And back in June, Health Secretary Robert F. Kennedy Jr.
dismissed all the previous members, and he replaced them with members who have shown that they are not, generally speaking, all that familiar with the details of vaccine policy or how this group shapes it.
At their last meeting in October, the committee's chairman said that they were rookies when they had to redo a vote.
That chairman was replaced just this week, and the new chair is Dr. Kirk Milhone.
He's a pediatric cardiologist and a fellow with the Independent Medical Alliance, who
which is a group that still recommends people use drugs like ivermectin to treat COVID, even though studies have shown it does not work.
So what will be covered in this meeting?
So a few things.
First of all, the group is going to be voting on whether to drop the recommendation that hepatitis B vaccines be given to babies at birth.
This is a policy that's been in effect for more than 30 years.
And it's something that came up at the last meeting where some members wanted to push the vaccine back to when kids are older and others said it would be a mistake.

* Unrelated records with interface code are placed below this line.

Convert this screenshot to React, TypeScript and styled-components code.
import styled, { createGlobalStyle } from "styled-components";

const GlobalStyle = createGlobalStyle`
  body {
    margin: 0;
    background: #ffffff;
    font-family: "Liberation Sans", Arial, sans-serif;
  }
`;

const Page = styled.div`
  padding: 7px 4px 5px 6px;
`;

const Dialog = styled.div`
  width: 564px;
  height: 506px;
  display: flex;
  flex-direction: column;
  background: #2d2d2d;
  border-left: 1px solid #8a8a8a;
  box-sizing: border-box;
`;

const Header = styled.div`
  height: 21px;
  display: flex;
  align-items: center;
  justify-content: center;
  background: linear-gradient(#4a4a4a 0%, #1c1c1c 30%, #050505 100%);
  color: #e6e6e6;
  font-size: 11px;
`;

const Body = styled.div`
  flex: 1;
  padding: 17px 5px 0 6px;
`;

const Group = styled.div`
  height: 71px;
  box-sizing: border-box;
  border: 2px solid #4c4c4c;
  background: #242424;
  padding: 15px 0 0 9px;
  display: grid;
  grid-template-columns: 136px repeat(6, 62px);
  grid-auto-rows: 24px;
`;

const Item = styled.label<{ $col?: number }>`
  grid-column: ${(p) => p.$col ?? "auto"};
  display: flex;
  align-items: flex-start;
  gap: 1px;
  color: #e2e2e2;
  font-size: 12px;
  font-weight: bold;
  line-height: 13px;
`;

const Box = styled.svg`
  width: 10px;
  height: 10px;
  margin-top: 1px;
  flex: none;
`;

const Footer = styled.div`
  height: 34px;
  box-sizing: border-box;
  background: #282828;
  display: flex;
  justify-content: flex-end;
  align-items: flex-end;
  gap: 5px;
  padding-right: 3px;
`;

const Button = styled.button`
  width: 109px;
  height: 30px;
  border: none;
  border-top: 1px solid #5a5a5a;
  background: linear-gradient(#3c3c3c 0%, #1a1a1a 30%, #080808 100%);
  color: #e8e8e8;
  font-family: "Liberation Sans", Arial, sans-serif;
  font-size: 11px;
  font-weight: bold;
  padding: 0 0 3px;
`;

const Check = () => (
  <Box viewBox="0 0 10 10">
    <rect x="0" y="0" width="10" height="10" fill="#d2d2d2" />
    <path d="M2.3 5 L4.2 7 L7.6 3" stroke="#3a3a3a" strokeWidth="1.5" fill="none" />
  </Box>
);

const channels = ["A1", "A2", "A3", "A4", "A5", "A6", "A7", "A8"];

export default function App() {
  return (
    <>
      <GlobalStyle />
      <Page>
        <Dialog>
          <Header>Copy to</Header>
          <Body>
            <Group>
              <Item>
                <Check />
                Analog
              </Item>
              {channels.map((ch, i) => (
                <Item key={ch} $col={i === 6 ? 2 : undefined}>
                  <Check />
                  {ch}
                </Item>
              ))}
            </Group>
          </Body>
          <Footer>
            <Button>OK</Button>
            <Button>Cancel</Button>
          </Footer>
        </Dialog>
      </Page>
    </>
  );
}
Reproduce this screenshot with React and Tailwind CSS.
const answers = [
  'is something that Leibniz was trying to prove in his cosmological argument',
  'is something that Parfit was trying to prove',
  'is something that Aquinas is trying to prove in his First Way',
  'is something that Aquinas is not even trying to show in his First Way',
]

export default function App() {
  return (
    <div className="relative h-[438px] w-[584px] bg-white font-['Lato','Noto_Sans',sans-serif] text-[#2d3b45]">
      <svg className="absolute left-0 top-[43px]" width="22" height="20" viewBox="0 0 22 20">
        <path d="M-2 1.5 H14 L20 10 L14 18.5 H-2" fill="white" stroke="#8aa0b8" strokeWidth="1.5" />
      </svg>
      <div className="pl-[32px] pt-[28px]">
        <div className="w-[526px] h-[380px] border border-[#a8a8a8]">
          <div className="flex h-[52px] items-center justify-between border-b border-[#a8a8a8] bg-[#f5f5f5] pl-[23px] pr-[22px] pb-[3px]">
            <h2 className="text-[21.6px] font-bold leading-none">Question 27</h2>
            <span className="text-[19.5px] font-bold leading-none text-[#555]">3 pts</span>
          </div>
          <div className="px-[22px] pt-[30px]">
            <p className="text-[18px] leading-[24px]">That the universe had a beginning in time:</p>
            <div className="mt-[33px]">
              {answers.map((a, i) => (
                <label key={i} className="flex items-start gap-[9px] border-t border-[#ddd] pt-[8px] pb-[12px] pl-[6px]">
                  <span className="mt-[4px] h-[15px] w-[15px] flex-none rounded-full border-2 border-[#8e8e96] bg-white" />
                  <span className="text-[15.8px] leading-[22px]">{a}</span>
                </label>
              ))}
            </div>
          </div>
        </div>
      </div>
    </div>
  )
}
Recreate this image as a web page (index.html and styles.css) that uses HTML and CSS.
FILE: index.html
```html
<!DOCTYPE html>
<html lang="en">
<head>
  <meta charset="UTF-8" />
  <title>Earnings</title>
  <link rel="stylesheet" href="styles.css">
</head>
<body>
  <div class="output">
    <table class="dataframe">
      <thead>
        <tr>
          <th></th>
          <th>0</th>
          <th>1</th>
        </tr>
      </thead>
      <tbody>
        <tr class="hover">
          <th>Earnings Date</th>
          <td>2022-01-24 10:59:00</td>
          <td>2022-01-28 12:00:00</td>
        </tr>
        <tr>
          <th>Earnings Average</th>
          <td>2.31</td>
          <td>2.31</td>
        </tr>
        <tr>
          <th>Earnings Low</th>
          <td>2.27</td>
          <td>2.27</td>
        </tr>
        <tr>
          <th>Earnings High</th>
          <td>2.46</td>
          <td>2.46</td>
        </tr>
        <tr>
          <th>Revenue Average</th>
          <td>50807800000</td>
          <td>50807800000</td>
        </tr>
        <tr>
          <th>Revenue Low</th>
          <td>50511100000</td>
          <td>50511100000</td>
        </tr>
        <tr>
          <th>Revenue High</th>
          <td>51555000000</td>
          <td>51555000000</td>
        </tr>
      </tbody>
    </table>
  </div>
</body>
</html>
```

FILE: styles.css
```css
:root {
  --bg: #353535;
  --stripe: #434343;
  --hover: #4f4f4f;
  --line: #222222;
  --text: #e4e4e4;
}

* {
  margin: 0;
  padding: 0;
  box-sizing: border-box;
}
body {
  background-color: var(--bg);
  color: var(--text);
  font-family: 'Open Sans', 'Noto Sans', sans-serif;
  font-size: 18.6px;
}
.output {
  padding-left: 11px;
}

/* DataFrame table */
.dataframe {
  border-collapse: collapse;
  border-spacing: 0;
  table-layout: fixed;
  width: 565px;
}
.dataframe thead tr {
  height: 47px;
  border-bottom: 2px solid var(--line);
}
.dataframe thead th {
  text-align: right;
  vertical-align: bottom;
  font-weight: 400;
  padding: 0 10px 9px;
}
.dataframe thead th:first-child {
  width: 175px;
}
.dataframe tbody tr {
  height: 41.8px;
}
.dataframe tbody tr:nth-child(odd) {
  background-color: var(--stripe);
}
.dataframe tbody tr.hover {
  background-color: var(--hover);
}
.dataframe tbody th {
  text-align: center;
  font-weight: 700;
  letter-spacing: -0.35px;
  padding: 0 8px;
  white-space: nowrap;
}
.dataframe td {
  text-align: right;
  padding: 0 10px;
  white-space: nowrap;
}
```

Now, since that meeting, independent researchers have found that delaying the hep B vaccine by even a couple of months
could lead to hundreds of preventable deaths each year.

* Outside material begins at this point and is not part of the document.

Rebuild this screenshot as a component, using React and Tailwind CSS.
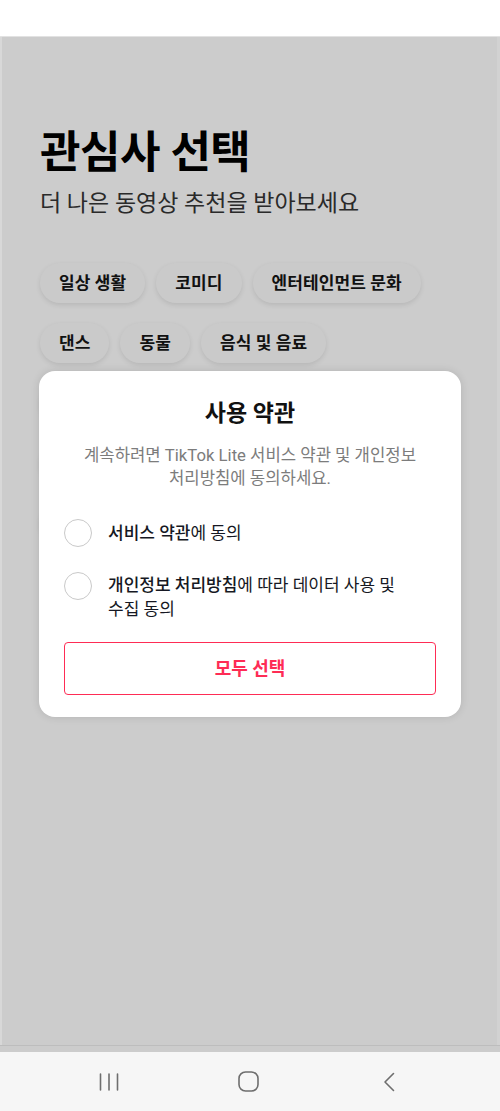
import React from 'react'

const chipsTop = ['일상 생활', '코미디', '엔터테인먼트 문화']
const chipsBottom = ['댄스', '동물', '음식 및 음료']

function Chip({ label }) {
  return (
    <div className="h-10 px-[19px] flex items-center rounded-full bg-[#cacaca] shadow-[0_2px_5px_rgba(0,0,0,0.10)] text-[17px] font-bold text-[#111] leading-none tracking-[0.1px]">
      {label}
    </div>
  )
}

// 모달 뒤에 가려진 칩 (그림자만 살짝 보임)
function HiddenChip({ w }) {
  return <div className={`h-10 rounded-full bg-[#cacaca] shadow-[0_2px_5px_rgba(0,0,0,0.10)] ${w}`} />
}

function Radio() {
  return <div className="w-[28px] h-[28px] shrink-0 rounded-full border-[1.5px] border-[#c9c9c9] bg-white" />
}

// 약관 동의 모달
function TermsModal() {
  return (
    <div className="absolute left-[37px] top-[334px] w-[422px] bg-white rounded-[16px] shadow-[0_0_8px_rgba(0,0,0,0.12)] px-[25px] pt-[28px] pb-[22px] flex flex-col">
      <div className="text-center text-[23px] leading-[30px] font-bold text-[#111]">사용 약관</div>
      <div className="mt-[15px] text-center text-[16.7px] leading-[23px] text-[#7c7c7c] break-keep">
        계속하려면 TikTok Lite 서비스 약관 및 개인정보
        <br />
        처리방침에 동의하세요.
      </div>

      <div className="mt-[29px] flex items-center gap-[16px]">
        <Radio />
        <div className="text-[17px] leading-[24px] text-[#161823]">
          <span className="font-medium">서비스 약관</span>에 동의
        </div>
      </div>

      <div className="mt-[25px] flex items-start gap-[16px] pr-[6px]">
        <Radio />
        <div className="text-[17px] leading-[24px] text-[#161823] pt-[1px] break-keep">
          <span className="font-medium">개인정보 처리방침</span>에 따라 데이터 사용 및 수집 동의
        </div>
      </div>

      <button className="mt-[21px] h-[53px] w-full rounded-[4px] border-[1.5px] border-[#fe2c55] text-[#fe2c55] text-[18px] font-bold flex items-center justify-center">
        모두 선택
      </button>
    </div>
  )
}

function NavBar() {
  return (
    <div className="h-[59px] bg-[#f6f6f6] flex items-center justify-center gap-[80px] pr-[3px]">
      <div className="w-[60px] flex justify-center">
        <svg width="20" height="20" viewBox="0 0 20 20" fill="none" stroke="#6e6e6e" strokeWidth="1.6" strokeLinecap="round">
          <path d="M1.5 2v16M10 2v16M18.5 2v16" />
        </svg>
      </div>
      <div className="w-[60px] flex justify-center">
        <svg width="21" height="21" viewBox="0 0 21 21" fill="none" stroke="#6e6e6e" strokeWidth="1.6">
          <rect x="1" y="1" width="19" height="19" rx="6.5" />
        </svg>
      </div>
      <div className="w-[60px] flex justify-center">
        <svg width="12" height="20" viewBox="0 0 12 20" fill="none" stroke="#6e6e6e" strokeWidth="1.6" strokeLinecap="round" strokeLinejoin="round">
          <path d="M10.5 1.5L2 10l8.5 8.5" />
        </svg>
      </div>
    </div>
  )
}

export default function App() {
  return (
    <div
      className="w-[500px] h-[1111px] flex flex-col overflow-hidden bg-white"
      style={{ fontFamily: 'Roboto, "Noto Sans CJK KR", sans-serif' }}
    >
      <div className="h-[37px] bg-white border-b border-[#e2e2e2]" />

      <div className="relative flex-1 bg-[#cccccc] border-l-2 border-[#d8d8d8] border-r-[3px] border-r-[#d2d2d2]">
        <div className="pl-[38px] pt-[89px]">
          <div className="text-[44px] leading-[54px] font-bold text-black tracking-[-0.5px]">관심사 선택</div>
          <div className="mt-[8px] text-[23px] leading-[32px] text-[#2a2a2a]">더 나은 동영상 추천을 받아보세요</div>

          <div className="mt-[43px] flex flex-col gap-5">
            <div className="flex gap-[11px]">
              {chipsTop.map((c) => (
                <Chip key={c} label={c} />
              ))}
            </div>
            <div className="flex gap-[11px]">
              {chipsBottom.map((c) => (
                <Chip key={c} label={c} />
              ))}
            </div>
            <div className="flex gap-[11px]">
              <HiddenChip w="w-[120px]" />
              <HiddenChip w="w-[90px]" />
            </div>
            <div className="flex gap-[11px]">
              <HiddenChip w="w-[80px]" />
              <HiddenChip w="w-[100px]" />
            </div>
            <div className="flex gap-[11px]">
              <HiddenChip w="w-[90px]" />
              <HiddenChip w="w-[110px]" />
            </div>
          </div>
        </div>

        <TermsModal />
      </div>

      <div className="h-[7px] bg-[#cccccc] border-t border-[#bdbdbd]" />
      <NavBar />
    </div>
  )
}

That's from liver cancers and health problems that are prevented by getting this $15 vaccine.
Also, they're going to be discussing the overall vaccine schedule, which is who gets which vaccines and when, and also what goes into vaccines.
What are their concerns about the vaccine schedule?
So Milhone, the new committee chair, told the Washington Post that they're going to be looking into whether
Vaccines are causing asthma, eczema, and other autoimmune diseases in children.
This is even though large long-term studies have found no evidence for this.